Die Ebstorfer Weltkarte ist eine mittelalterliche Radkarte mit einem Durchmesser von 3,57 m. Insgesamt hat sie eine Fläche von 13,5 m² und ist damit die grösste mappa mundi aus dem Mittelalter. Die Pergamentkarte ist die umfassendste und reichhaltigste Erden­darstellung aus dieser Zeit. Auf ihrer Fläche ordnen sich die Erdteile Asien, Europa und Afrika kreisförmig um den Welt­mittel­­punkt Jerusalem. Sie stellt, mit fast 2000 Zeichnungen und erklärenden Texten ausgestattet, eine riesige Sammlung mittelalterlichen Weltwissens dar.

Die Karte besteht aus 30 Ziegenpergamenthäuten unter­schiedlicher  Grösse, die miteinander vernäht sind.  Die Pergamentkarte ist handkoloriert.

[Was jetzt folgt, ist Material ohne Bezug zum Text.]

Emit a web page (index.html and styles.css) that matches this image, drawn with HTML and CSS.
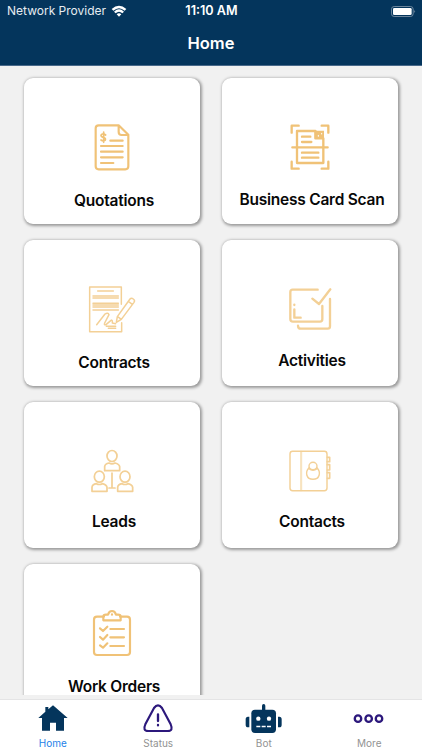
FILE: index.html
```html
<!DOCTYPE html>
<html lang="en">
<head>
<meta charset="utf-8">
<title>Home</title>
<link rel="stylesheet" href="styles.css">
</head>
<body>
<header class="header">
  <div class="status">
    <div class="carrier"><span class="provider">Network Provider</span>
      <svg class="wifi" viewBox="0 0 48 36"><path d="M2 12Q24-8 46 12L41 17Q24 2 7 17ZM9 20Q24 6 39 20L34 25Q24 16 14 25ZM17 28Q24 22 31 28L24 35Z" fill="#fff"/></svg>
    </div>
    <span class="clock">11:10 AM</span>
    <svg class="battery" viewBox="0 0 75 33"><rect x="1.5" y="1.5" width="65" height="30" rx="8" fill="none" stroke="#8195a9" stroke-width="2.5"/><rect x="6" y="6" width="56" height="21" rx="4" fill="#fff"/><path d="M70 12q5 4 0 9z" fill="#8195a9"/></svg>
  </div>
  <h1 class="title">Home</h1>
</header>
<main class="content">
  <section class="grid">
    <a class="card">
      <svg class="icon" viewBox="36 24 180 180" stroke-width="6.5"><path d="M146 46H86Q77 46 77 55V169Q77 178 86 178H166Q175 178 175 169V74L146 46V66Q146 75 155 75H175M121 92H158M93 108H158M93 125H158M93 142H158M93 159H130"/><path d="M107 75Q102 71 97 72Q91 75 94 79Q96 82 101 83Q108 85 106 90Q100 95 93 90M101 66V97" stroke-width="5"/></svg>
      <span class="label quotations">Quotations</span>
    </a>
    <a class="card">
      <svg class="icon" viewBox="150 24 180 180" stroke-width="7"><path d="M185 68V47H206M275 47H295V68M185 155V176H206M275 176H295V155M256 63H201V159H280V85M256 63L280 85M256 63V85H280M187 112H293"/><path d="M257 62H282V86L257 84Z" fill="#f0c277" stroke="none"/><path d="M216 80H241M216 96H244M216 128H265M216 143H265"/><path d="M265 76v3M275 70v2" stroke="#fff" stroke-width="3"/></svg>
      <span class="label scan">Business Card Scan</span>
    </a>
    <a class="card">
      <svg class="icon light" viewBox="36 15 180 180" stroke-width="4.5"><path d="M154 88V36H59V170H155V143M83 48H130M69 63H145M69 69H145M69 85H145M69 90H145M69 96H145M69 105H145M80 149L105 117Q114 111 117 119L104 144Q101 151 108 149L123 136Q128 133 127 144L137 146M109 154H137M115 160H137M142 125L180 72Q184 67 190 72Q196 76 192 82L154 133L139 142ZM175 79L187 88M143 125L154 133"/></svg>
      <span class="label contracts">Contracts</span>
    </a>
    <a class="card">
      <svg class="icon light" viewBox="30 15 180 180" stroke-width="7"><path d="M143 44H68Q61 44 61 51V132Q61 140 69 140H150Q157 140 157 132V93M127 71L147 87L181 43M180 72V154Q180 161 173 161H93Q84 161 84 152M73 89V90M73 103V128H92"/></svg>
      <span class="label activities">Activities</span>
    </a>
    <a class="card">
      <svg class="icon light" viewBox="36 21 180 180" stroke-width="5.2"><g id="person"><ellipse cx="126" cy="63" rx="15" ry="16.5"/><path d="M104 107V95Q105 86 117 84Q126 89 135 84Q148 87 149 95V107Z"/></g><use href="#person" x="-38" y="62"/><use href="#person" x="39" y="62"/><path d="M126 114V158M117 159H135"/></svg>
      <span class="label leads">Leads</span>
    </a>
    <a class="card">
      <svg class="icon light" viewBox="30 21 180 180" stroke-width="4.3"><rect x="60" y="49" width="111" height="118" rx="8"/><path d="M92 49V167M95 49V167" stroke-width="2"/><path d="M172 67H179V80H172M172 89H179V105H172M172 113H179V130H172" stroke-width="5"/><ellipse cx="129" cy="93" rx="12" ry="11"/><path d="M117 98C104 112 109 133 129 133S154 112 141 98M117 101Q129 110 141 101"/></svg>
      <span class="label contacts">Contacts</span>
    </a>
    <a class="card">
      <svg class="icon" viewBox="66 12 180 180" stroke-width="6.5"><path d="M132 50H111Q102 50 102 59V156Q102 165 111 165H201Q210 165 210 156V59Q210 50 201 50H180M130 61V50Q130 44 138 44H144Q147 33 156 33T168 44H174Q182 44 182 50V61ZM156 43V44M151 87H192M151 112H192M151 138H192"/><path d="M120 85L129 93L142 80M120 111L129 119L142 105M120 136L129 143L142 130"/></svg>
      <span class="label orders">Work Orders</span>
    </a>
  </section>
</main>
<nav class="tabs">
  <a class="tab active"><svg class="tabicon" viewBox="98 36 120 96"><path d="M158 46L202 84H191V122H167V98H149V122H125V84H114L135 65V51H144V58Z" fill="#04355c"/></svg><span>Home</span></a>
  <a class="tab"><svg class="tabicon" viewBox="415 36 120 96"><path d="M463 54Q475 38 487 54L513 103Q522 123 504 123H446Q428 123 437 103Z" fill="none" stroke="#2c187c" stroke-width="6.5"/><path d="M475 73V93M475 105V106" fill="none" stroke="#2c187c" stroke-width="7" stroke-linecap="round"/></svg><span>Status</span></a>
  <a class="tab"><svg class="tabicon" viewBox="98 36 120 96"><g fill="#04355c"><rect x="152" y="42" width="10" height="24" rx="5"/><rect x="120" y="59" width="74" height="70" rx="11"/><path d="M114 80V112H110Q103 112 103 104V88Q103 80 110 80ZM200 80V112H204Q211 112 211 104V88Q211 80 204 80Z"/></g><g fill="#fff"><circle cx="141" cy="86" r="6.5"/><circle cx="173" cy="86" r="6.5"/><path d="M135 107H147V112H135ZM151 107H163V112H151ZM167 107H179V112H167Z"/></g></svg><span>Bot</span></a>
  <a class="tab"><svg class="tabicon" viewBox="415 36 120 96"><g fill="none" stroke="#2c187c" stroke-width="7"><circle cx="442" cy="86" r="9.7"/><circle cx="474" cy="86" r="9.7"/><circle cx="505" cy="86" r="9.7"/></g></svg><span>More</span></a>
</nav>
</body>
</html>
```
FILE: styles.css
```css
* { box-sizing: border-box; }
body {
  margin: 0;
  width: 422px;
  height: 750px;
  display: flex;
  flex-direction: column;
  overflow: hidden;
  background: #f1f1f1;
  font-family: Inter, "Liberation Sans", sans-serif;
}
.header {
  height: 66px;
  flex: none;
  background: #04355c;
  border-bottom: 1px solid #48698a;
  color: #fff;
}
.status {
  height: 22px;
  display: grid;
  grid-template-columns: 1fr auto 1fr;
  align-items: center;
  padding: 0 6px 0 7px;
}
.carrier { display: flex; align-items: center; gap: 5px; }
.provider { font-size: 12px; line-height: 22px; color: #e6ecf1; white-space: nowrap; }
.wifi { width: 16px; height: 12px; }
.clock { font-size: 12.6px; font-weight: 600; line-height: 22px; }
.battery { width: 25px; height: 11px; justify-self: end; }
.title {
  margin: 10px 0 0;
  text-align: center;
  font-size: 16.5px;
  font-weight: 600;
  line-height: 22px;
}
.content { height: 629px; flex: none; overflow: hidden; padding: 12px 24px 0; }
.grid {
  display: grid;
  grid-template-columns: 176px 176px;
  grid-auto-rows: 146px;
  gap: 16px 22px;
}
.card {
  display: flex;
  flex-direction: column;
  align-items: center;
  padding-top: 40px;
  border-radius: 9px;
  background: #fff;
  box-shadow: 1px 1px 3px 0.5px rgba(0, 0, 0, 0.36);
}
.icon {
  width: 60px;
  height: 60px;
  flex: none;
  fill: none;
  stroke: #f0c277;
  stroke-linecap: round;
  stroke-linejoin: round;
}
.icon.light { stroke: #f3d096; }
.label {
  margin: 13px 0 0 4px;
  font-size: 15.5px;
  font-weight: 600;
  line-height: 20px;
  letter-spacing: -0.24px;
  white-space: nowrap;
  color: #080808;
}
.scan { margin-top: 12px; }
.activities { margin-top: 11px; }
.leads, .contacts { margin-top: 10px; }
.tabs {
  margin-top: 4px;
  height: 51px;
  flex: none;
  display: grid;
  grid-template-columns: repeat(4, 1fr);
  background: #fff;
  border-top: 1px solid #e4e4e5;
}
.tab {
  display: flex;
  flex-direction: column;
  align-items: center;
  padding-top: 2px;
  font-size: 10px;
  line-height: 12px;
  color: #929292;
}
.tabicon { width: 40px; height: 32px; flex: none; margin-bottom: 3px; }
.active { color: #2482e8; }
```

Entstanden ist die Weltkarte wahrscheinlich Mitte des 13. Jahrhunderts. 1943 fiel sie, nachdem sie leider von ihrem angestammten Platz und wahrscheinlichen Her­stellung­s­­ort im Kloster Ebstorf in der Lüneburger Heide ins Vaterländische Archiv nach Hannover ver­bracht worden war, einem Bombentreffer zum Opfer. Zum Glück für unsere Zeit gab es von der Karte Fotos aus den 1890er Jahren, die erhalten geblieben waren und nach deren Vorlage zwischen 1950 und 1953 vier Kopien hergestellt wurden. Diese befinden sich jeweils im Kloster Ebstorf, auf der Plassenburg bei Kulmbach und in Lüneburg. Der Verbleib der vierten Kopie ist noch unklar, die Spur verliert sich in Griechenland. Wir sind deshalb für eventuelle Tipps über ihren jetzigen Standort sehr dankbar. Die berühmte Ebstorfer Weltkarte wurde nun 2007 restauriert und ist danach in einen eigens für sie und ihre Präsentation gestalteten Raum innerhalb des Klosters umgezogen. Seit 2004 waren wir mit der Restaurierung und dieser Neupräsentation befasst.

Altmontage mit durchschraubter Aluminiumleiste

Zu Beginn unserer Arbeit haben wir den Zustand der Karte dokumentiert, dazu haben wir die Karte fotografiert und in einem Formblatt die Schäden und Techniken kartiert. Die Weltkarte war auf der Oberfläche recto und verso stark verschmutzt. Sie war am alten Standort  im Kloster mit Schrauben durch eine Aluminiumleiste und mit Eisennägeln direkt an einem Holzrahmen befestigt worden.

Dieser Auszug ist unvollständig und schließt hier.